_REQUEST_: Report every line in the listing that contains the string "styles".

_SOURCE MATERIAL_:
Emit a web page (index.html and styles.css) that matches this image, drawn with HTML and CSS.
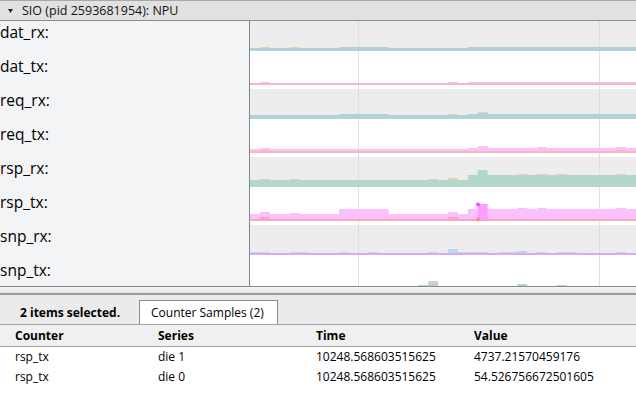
FILE: index.html
```html
<!DOCTYPE html>
<html lang="en">
  <head>
    <meta charset="UTF-8" />
    <title>Counter tracks</title>
    <link rel="stylesheet" href="styles.css">
  </head>
  <body>
    <div id="timeline">
      <div class="process-header">
        <svg class="caret" width="5" height="4" viewBox="0 0 5 4"><polygon points="0,0 5,0 2.5,4" fill="#222"/></svg>
        <span>SIO (pid 2593681954): NPU</span>
      </div>
      <div class="tracks">
        <div class="labels">
          <div class="label">dat_rx:</div>
          <div class="label">dat_tx:</div>
          <div class="label">req_rx:</div>
          <div class="label">req_tx:</div>
          <div class="label">rsp_rx:</div>
          <div class="label">rsp_tx:</div>
          <div class="label">snp_rx:</div>
          <div class="label">snp_tx:</div>
        </div>
        <svg class="chart" width="386" height="265" viewBox="0 0 386 265">
          <!-- row backgrounds -->
          <rect x="0" y="0" width="386" height="30" fill="#ededed"/>
          <rect x="0" y="68" width="386" height="30" fill="#ededed"/>
          <rect x="0" y="136" width="386" height="30" fill="#ededed"/>
          <rect x="0" y="204" width="386" height="30" fill="#ededed"/>
          <!-- time grid -->
          <rect x="108" y="0" width="1" height="265" fill="#dfdfdf"/>
          <rect x="349" y="0" width="1" height="265" fill="#dfdfdf"/>

          <!-- dat_rx -->
          <polygon fill="#b3d1db" points="0,27 89.1,27 89.1,26 138.6,26 138.6,27 217.8,27 217.8,26 386,26 386,30 0,30"/>
          <rect x="9.9" y="26" width="9.9" height="1" fill="#ddd6a9"/>
          <rect x="39.6" y="26" width="9.9" height="1" fill="#ddd6a9"/>

          <!-- dat_tx -->
          <rect x="0" y="62" width="386" height="2" fill="#f4b9c1"/>
          <rect x="9.9" y="61" width="9.9" height="1" fill="#fbbdf3"/>
          <rect x="198" y="61" width="9.9" height="1" fill="#fbbdf3"/>
          <rect x="217.8" y="61" width="168.2" height="1" fill="#fbbdf3"/>

          <!-- req_rx -->
          <polygon fill="#b3d1db" points="0,94 89.1,94 89.1,93 138.6,93 138.6,94 217.8,94 217.8,93 227.7,93 227.7,92 237.6,92 237.6,93 386,93 386,98 0,98"/>
          <rect x="198" y="93" width="9.9" height="1" fill="#ddd6a9"/>
          <rect x="227.7" y="91" width="9.9" height="1" fill="#ddd6a9"/>

          <!-- req_tx -->
          <polygon fill="#fcc0f6" points="0,128 9.9,128 9.9,127 19.8,127 19.8,128 217.8,128 217.8,127 227.7,127 227.7,125 237.6,125 237.6,127 287.1,127 287.1,126 297,126 297,127 366.3,127 366.3,126 376.2,126 376.2,127 386,127 386,130 0,130"/>
          <rect x="0" y="130" width="386" height="2" fill="#f4b9c1"/>
          <rect x="9.9" y="129" width="9.9" height="1" fill="#f4b9c1"/>
          <rect x="366.3" y="129" width="9.9" height="1" fill="#f4b9c1"/>

          <!-- rsp_rx -->
          <polygon fill="#b4d7cc" points="0,159 217.8,159 217.8,154 227.7,154 227.7,149 237.6,149 237.6,154 386,154 386,166 0,166"/>
          <rect x="9.9" y="158" width="9.9" height="1" fill="#ecc9b3"/>
          <rect x="39.6" y="158" width="9.9" height="1" fill="#ecc9b3"/>
          <rect x="178.2" y="158" width="9.9" height="1" fill="#ecc9b3"/>
          <rect x="198" y="157" width="9.9" height="2" fill="#ecc9b3"/>
          <rect x="267.3" y="153" width="9.9" height="1" fill="#ecc9b3"/>
          <rect x="287.1" y="153" width="9.9" height="1" fill="#ecc9b3"/>
          <rect x="306.9" y="153" width="9.9" height="1" fill="#ecc9b3"/>
          <rect x="366.3" y="153" width="9.9" height="1" fill="#ecc9b3"/>

          <!-- rsp_tx -->
          <polygon fill="#fcc0fc" points="0,193 9.9,193 9.9,191 19.8,191 19.8,193 39.6,193 39.6,192 49.5,192 49.5,193 89.1,193 89.1,188 138.6,188 138.6,193 198,193 198,191 207.9,191 207.9,193 217.8,193 217.8,188 267.3,188 267.3,187 277.2,187 277.2,188 287.1,188 287.1,187 297,187 297,188 366.3,188 366.3,187 376.2,187 376.2,188 386,188 386,200 0,200"/>
          <rect x="227.7" y="183" width="9.9" height="17" fill="#ff9cff"/>
          <rect x="0" y="198" width="386" height="2" fill="#f6a9bd"/>
          <rect x="9.9" y="196" width="9.9" height="2" fill="#f6a9bd"/>
          <rect x="198" y="196" width="9.9" height="2" fill="#f6a9bd"/>
          <circle cx="228" cy="183.5" r="2" fill="#ff46ff"/>
          <circle cx="228" cy="198.5" r="2" fill="#ff8a9a"/>

          <!-- snp_rx -->
          <rect x="0" y="232" width="386" height="2" fill="#dcaaf2"/>
          <g fill="#b9d8f3">
            <rect x="1" y="231" width="18.8" height="1"/>
            <rect x="39.6" y="231" width="19.8" height="1"/>
            <rect x="89.1" y="231" width="9.9" height="1"/>
            <rect x="118.8" y="231" width="9.9" height="1"/>
            <rect x="178.2" y="231" width="9.9" height="1"/>
            <rect x="198" y="228" width="9.9" height="4"/>
            <rect x="207.9" y="231" width="29.7" height="1"/>
            <rect x="247.5" y="231" width="19.8" height="1"/>
            <rect x="267.3" y="230" width="9.9" height="2"/>
            <rect x="287.1" y="231" width="9.9" height="1"/>
            <rect x="306.9" y="231" width="19.8" height="1"/>
            <rect x="366.3" y="231" width="9.9" height="1"/>
          </g>

          <!-- snp_tx -->
          <g fill="#b4d7cc">
            <rect x="168.3" y="264" width="9.9" height="4"/>
            <rect x="178.2" y="262" width="9.9" height="6"/>
            <rect x="267.3" y="263" width="9.9" height="5"/>
            <rect x="306.9" y="264" width="9.9" height="4"/>
          </g>
          <rect x="178.2" y="260" width="9.9" height="2" fill="#ecc9b3"/>
        </svg>
      </div>
    </div>
    <div class="splitter"></div>
    <div id="details">
      <div class="tabbar">
        <span class="selected-count">2 items selected.</span>
        <span class="tab">Counter Samples (2)</span>
      </div>
      <div class="samples">
        <div class="row head">
          <span>Counter</span><span>Series</span><span>Time</span><span>Value</span>
        </div>
        <div class="row">
          <span>rsp_tx</span><span>die 1</span><span>10248.568603515625</span><span>4737.21570459176</span>
        </div>
        <div class="row">
          <span>rsp_tx</span><span>die 0</span><span>10248.568603515625</span><span>54.526756672501605</span>
        </div>
      </div>
    </div>
  </body>
</html>
```

FILE: styles.css
```css
* {
  margin: 0;
  padding: 0;
  box-sizing: border-box;
}
body {
  width: 636px;
  height: 393px;
  overflow: hidden;
  background-color: #fff;
  font-family: "Open Sans", "Liberation Sans", sans-serif;
  color: #000;
}
.process-header {
  height: 21px;
  border-top: 1px solid #a9a9a9;
  border-bottom: 1px solid #8c8c8c;
  background-color: #e1e1e1;
  display: flex;
  align-items: center;
  font-size: 12.5px;
  line-height: 19px;
  color: #111;
}
.process-header .caret {
  margin: 1px 9px 0 8px;
}
.tracks {
  display: flex;
  height: 266px;
  border-bottom: 1px solid #8a8a8a;
  overflow: hidden;
}
.labels {
  width: 250px;
  flex-shrink: 0;
  background-color: #f3f4f6;
  border-right: 1px solid #858585;
}
.label {
  height: 34px;
  padding-top: 1px;
  font-size: 15.5px;
  line-height: 20px;
}
.chart {
  display: block;
  flex-shrink: 0;
}
.splitter {
  height: 8px;
  background: linear-gradient(#f6f6f6, #e4e4e4);
  border-bottom: 2px solid #9a9a9a;
}
#details {
  background-color: #fff;
  font-size: 12px;
}
.tabbar {
  display: flex;
  align-items: flex-end;
  height: 30px;
  background-color: #ebebeb;
  border-bottom: 1px solid #a3a3a3;
}
.selected-count {
  width: 139px;
  padding-left: 20px;
  font-weight: bold;
  line-height: 23px;
}
.tab {
  width: 139px;
  height: 24px;
  padding-left: 11px;
  background-color: #fff;
  border: 1px solid #8e8e8e;
  border-bottom: none;
  line-height: 23px;
}
.row {
  display: grid;
  grid-template-columns: 143px 158px 158px 177px;
  height: 20px;
  line-height: 20px;
}
.row span {
  padding-left: 15px;
  white-space: nowrap;
}
.row.head {
  height: 22px;
  padding-top: 1px;
  background-color: #f0f0f0;
  border-bottom: 1px solid #a3a3a3;
  font-weight: bold;
}
```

_RESPONSE TO THIS EXERCISE_:
Emit a web page (index.html and styles.css) that matches this image, drawn with HTML and CSS.
    <link rel="stylesheet" href="styles.css">
FILE: styles.css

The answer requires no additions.